Charles Jourdain came in as an overwhelming favourite to prevail against a determined Australian in Josh Culibao, but the featherweight fighters fought to a dubious split draw.
One judge scored it 30-27 for Jourdain, another edged it 28-29 Culibao, and the third was split 28-28 after an unpredictable three rounds which had plenty for fans to enjoy.
Whether it was an abrupt R1 knockdown which saw Culibao immediately earn Jourdain’s respect, successful submission attempts and a mixture of shot selection on display by both.
Jourdain landed 68 strikes – more than Culibao at a more accurate clip (54%), though Kuya – who trains alongside current champ Alexander Volkanovski – landed two more significant strikes.

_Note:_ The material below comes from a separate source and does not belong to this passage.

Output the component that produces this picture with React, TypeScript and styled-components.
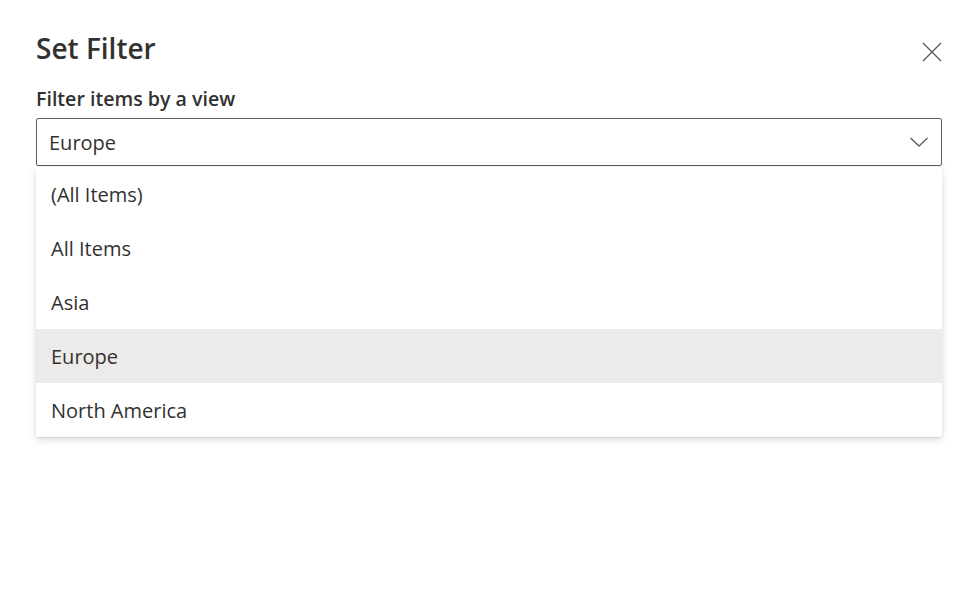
import React from "react";
import styled, { createGlobalStyle } from "styled-components";

const Global = createGlobalStyle`
  html, body { margin: 0; padding: 0; background: #fff; }
  body { font-family: "Open Sans", "Noto Sans", sans-serif; color: #323130; }
`;

const Panel = styled.div`
  width: 977px;
  height: 605px;
  box-sizing: border-box;
  padding: 29px 35px 0 36px;
  display: flex;
  flex-direction: column;
`;

const Header = styled.div`
  display: flex;
  justify-content: space-between;
  align-items: flex-start;
`;

const Title = styled.h1`
  margin: 0;
  font-size: 28px;
  font-weight: 600;
  line-height: 38px;
  color: #323130;
`;

const CloseButton = styled.button`
  border: none;
  background: none;
  padding: 0;
  margin-top: 13px;
  width: 20px;
  height: 20px;
  display: flex;
  color: #605e5c;
`;

const Label = styled.div`
  margin-top: 19px;
  font-size: 19.6px;
  font-weight: 600;
  line-height: 26px;
  color: #323130;
`;

const Field = styled.div`
  position: relative;
  margin-top: 6px;
`;

const Select = styled.div`
  height: 48px;
  box-sizing: border-box;
  border: 1px solid #605e5c;
  border-radius: 2px;
  display: flex;
  align-items: center;
  justify-content: space-between;
  padding: 0 12px 0 12px;
  font-size: 20px;
`;

const Menu = styled.div`
  position: absolute;
  left: 0;
  right: 0;
  top: 49px;
  background: rgba(255, 255, 255, 0.985);
  box-shadow: 0 3px 8px rgba(0, 0, 0, 0.13), 0 0.5px 2px rgba(0, 0, 0, 0.1);
  border-radius: 2px;
  z-index: 2;
`;

const Option = styled.div<{ $selected?: boolean }>`
  height: 54px;
  display: flex;
  align-items: center;
  padding-left: 15px;
  font-size: 20px;
  color: #323130;
  background: ${(p) => (p.$selected ? "#edebe9" : "transparent")};
`;

const Behind = styled.div`
  padding-top: 14px;
  display: flex;
  flex-direction: column;
  gap: 14px;
  opacity: 0.04;
`;

const GhostRow = styled.div`
  display: flex;
  align-items: center;
  gap: 12px;
  font-size: 20px;
`;

const Box = styled.span`
  width: 20px;
  height: 20px;
  border: 1px solid #323130;
  border-radius: 2px;
`;

const GhostHeading = styled.div`
  font-size: 20px;
  font-weight: 600;
`;

const Indent = styled.div`
  padding-left: 36px;
  display: flex;
  flex-direction: column;
  gap: 12px;
`;

const options = ["(All Items)", "All Items", "Asia", "Europe", "North America"];

export default function App() {
  return (
    <>
      <Global />
      <Panel>
        <Header>
          <Title>Set Filter</Title>
          <CloseButton aria-label="Close">
            <svg width="20" height="20" viewBox="0 0 20 20">
              <path d="M1 1 L19 19 M19 1 L1 19" stroke="#605e5c" strokeWidth="1.4" fill="none" />
            </svg>
          </CloseButton>
        </Header>
        <Label>Filter items by a view</Label>
        <Field>
          <Select>
            <span>Europe</span>
            <svg width="20" height="12" viewBox="0 0 20 12">
              <path d="M1.5 2 L10 10 L18.5 2" stroke="#605e5c" strokeWidth="1.3" fill="none" />
            </svg>
          </Select>
          <Menu>
            {options.map((o) => (
              <Option key={o} $selected={o === "Europe"}>
                {o}
              </Option>
            ))}
          </Menu>
          <Behind>
            <GhostRow>
              <Box />
              <span>Use the selected view to Filter</span>
            </GhostRow>
            <GhostHeading>Add filters to filter items using columns</GhostHeading>
            <Indent>
              <GhostRow><Box />Title</GhostRow>
              <GhostRow><Box />Country</GhostRow>
              <GhostRow><Box />City</GhostRow>
            </Indent>
          </Behind>
        </Field>
      </Panel>
    </>
  );
}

I felt as though Jourdain had edged it with his work on the ground and a much-needed recovery after an alarming first round, but a split draw was an underwhelming end in truth.
Jordan Williams‘ durability and heart was on full display, but he was unable to prevail during a gruelling 15-minute clash against French middleweight debutant Nassourdine Imavov.
Between the pair, they threw 263 total strikes but Imavov’s punches were more accurate and significant, despite WIlliams’ forward pressure after an encouraging first round showing.
In the women’s strawweight division, Loma Lookboonmee looked impressive en route to a UD victory (30-27, 30-27, 29-28) against a frustratingly gun-shy Jinh Yu Frey.
In the bantamweight division, Casey Kenney earned a comfortable unanimous decision (30-25, 30-26, 30-27) victory against Heili Alateng.
In the lightweight division, Luigi Vendramini had an early night’s work – winning in just 80 seconds – delivering a beautiful head kick finish after a punch combo wobbled Jessin Ayari.
After an emotional celebration with his father in the Octagon, he had earned one of four Perormance of the Night bonuses too. He revealed he would’ve changed profession, had he lost.
“I’ve waited two years and nothing good happened in my life. But today has paid for everything, I’m very happy and I feel I’m a UFC fighter – can change my life, my family’s lives.”